One hidden adoption killer
Duplication of work creates confusion because teams follow different versions of the standard.
If multiple groups are building overlapping assets, fix ownership and definitions quickly.
Related: duplication of work meaning, causes, risks, and how to fix it.
Change fatigue management
- Limit concurrent major changes per team.
- Publish what is deprioritized, not only what is added.
- Make workload tradeoffs explicit at the sponsor level.

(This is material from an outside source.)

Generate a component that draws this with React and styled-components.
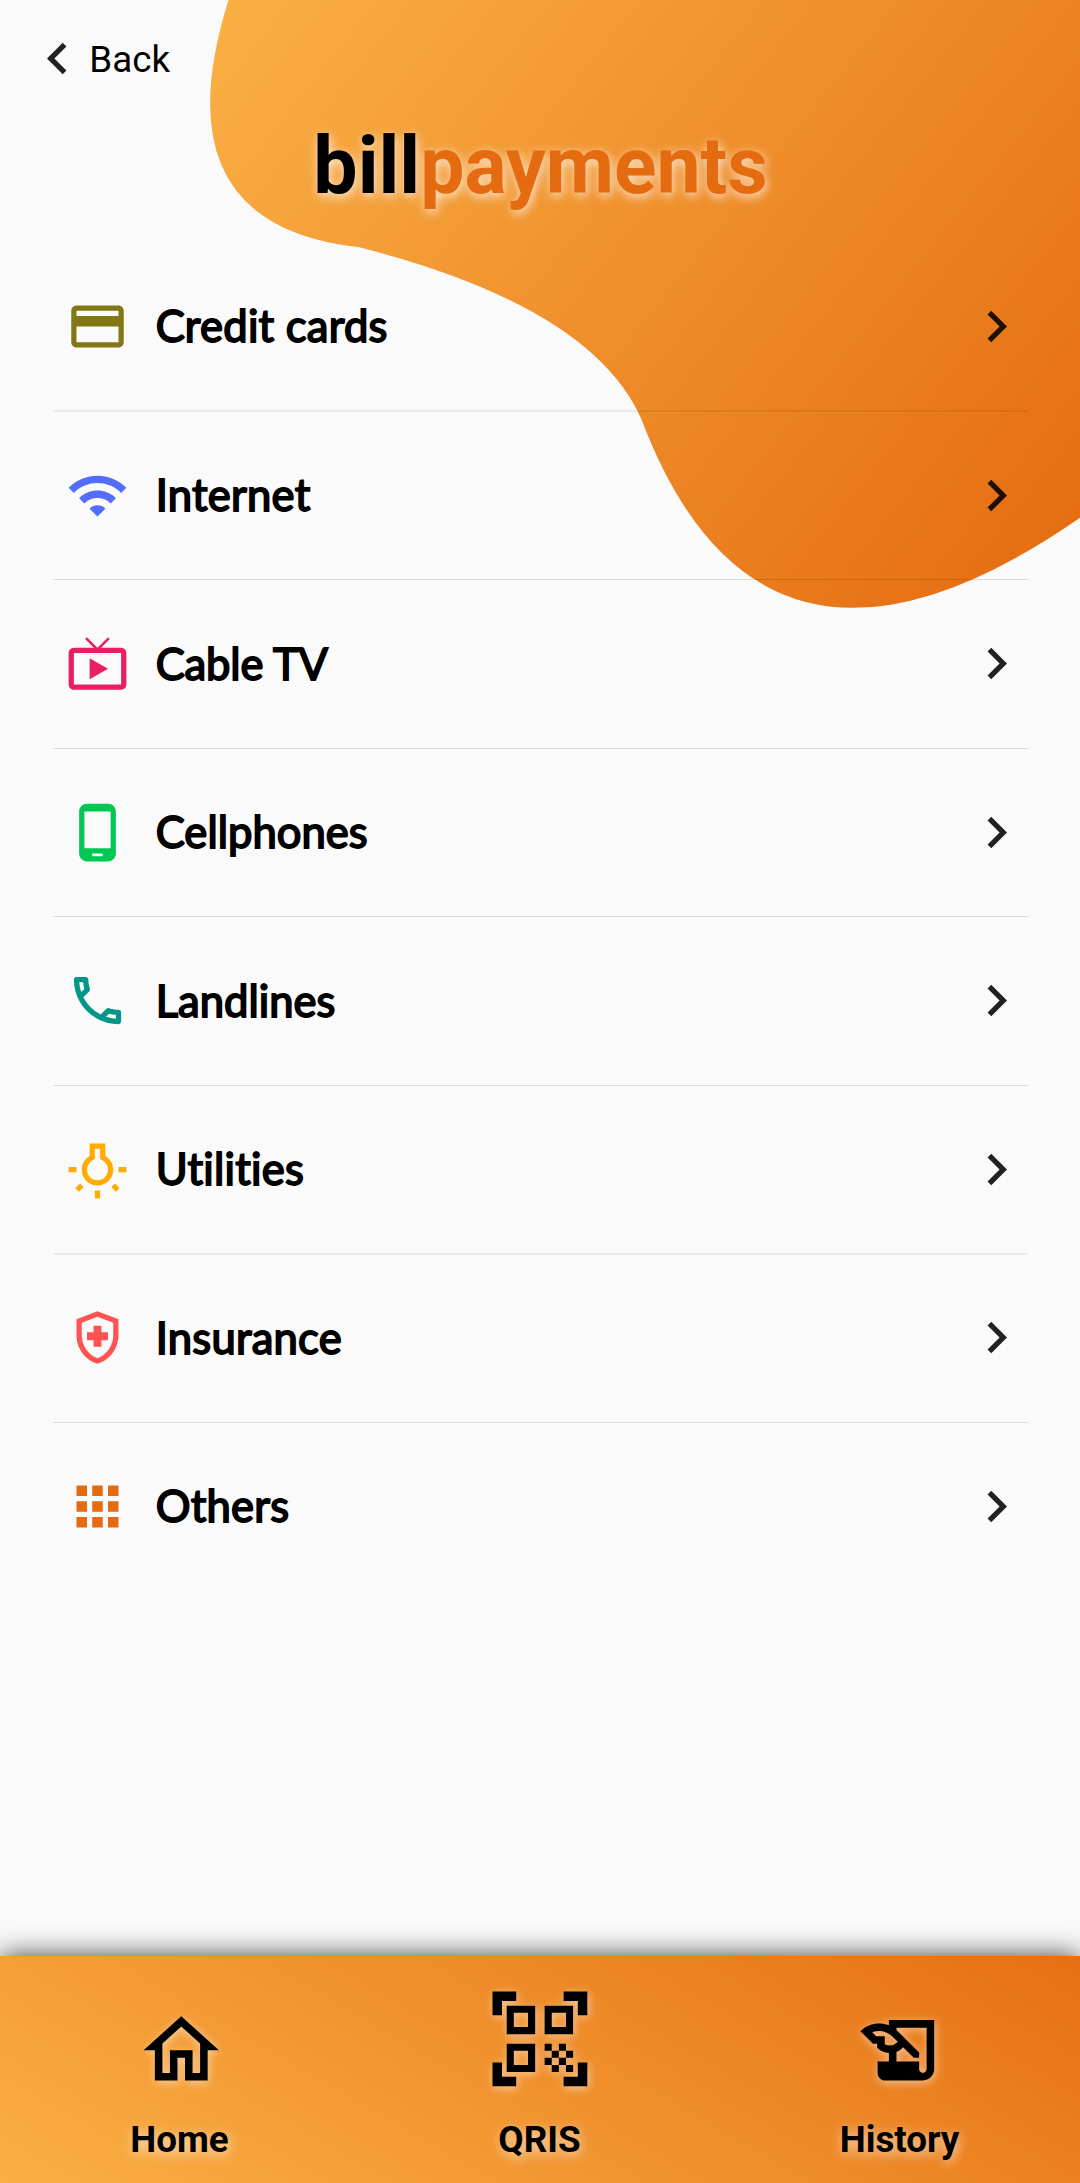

For a practical lens on volatility and adaptation, see
change is changing.
Copy templates: scripts, logs, and briefings
Sponsor message map (one page)
Change name: Why now: What changes (new standard): What stays the same: Who is impacted: How we will measure adoption: What support exists: What leaders will do weekly: What employees should do this week:
Manager 1:1 script (5 minutes)
1) This week the standard is: 2) Show me one example of how you did it: 3) What was the hardest part: 4) What support do you need from me: 5) One practice action for next week: 6) If blocked, escalate via:
Resistance and friction log
Date: Team or role: Signal (what happened): Root cause hypothesis: Impact (time, quality, compliance, morale): Fix option A: Fix option B: Owner: Due date: Status: Notes and examples:
Champion weekly briefing
This week focus: Standard in one sentence: What good looks like (example): Top friction questions to collect: Where to send feedback: Office hours or support channel: Next checkpoint date:
FAQ
What is the single best role for change adoption?
Managers, because they translate the change into daily work and reinforce it weekly through coaching, examples, and accountability.
What should an executive sponsor do weekly?
Reinforce the standard, remove the top blocker, approve workload tradeoffs, and model the new behavior in a visible way.
What is a change champion network?
A group of credible employees across teams who provide early feedback, identify friction, and help leaders see what is happening in real work.
How do you reduce resistance without endless meetings?
Clarify the standard, remove friction, give managers a short script, and track resistance signals in a log that forces fixes and owners.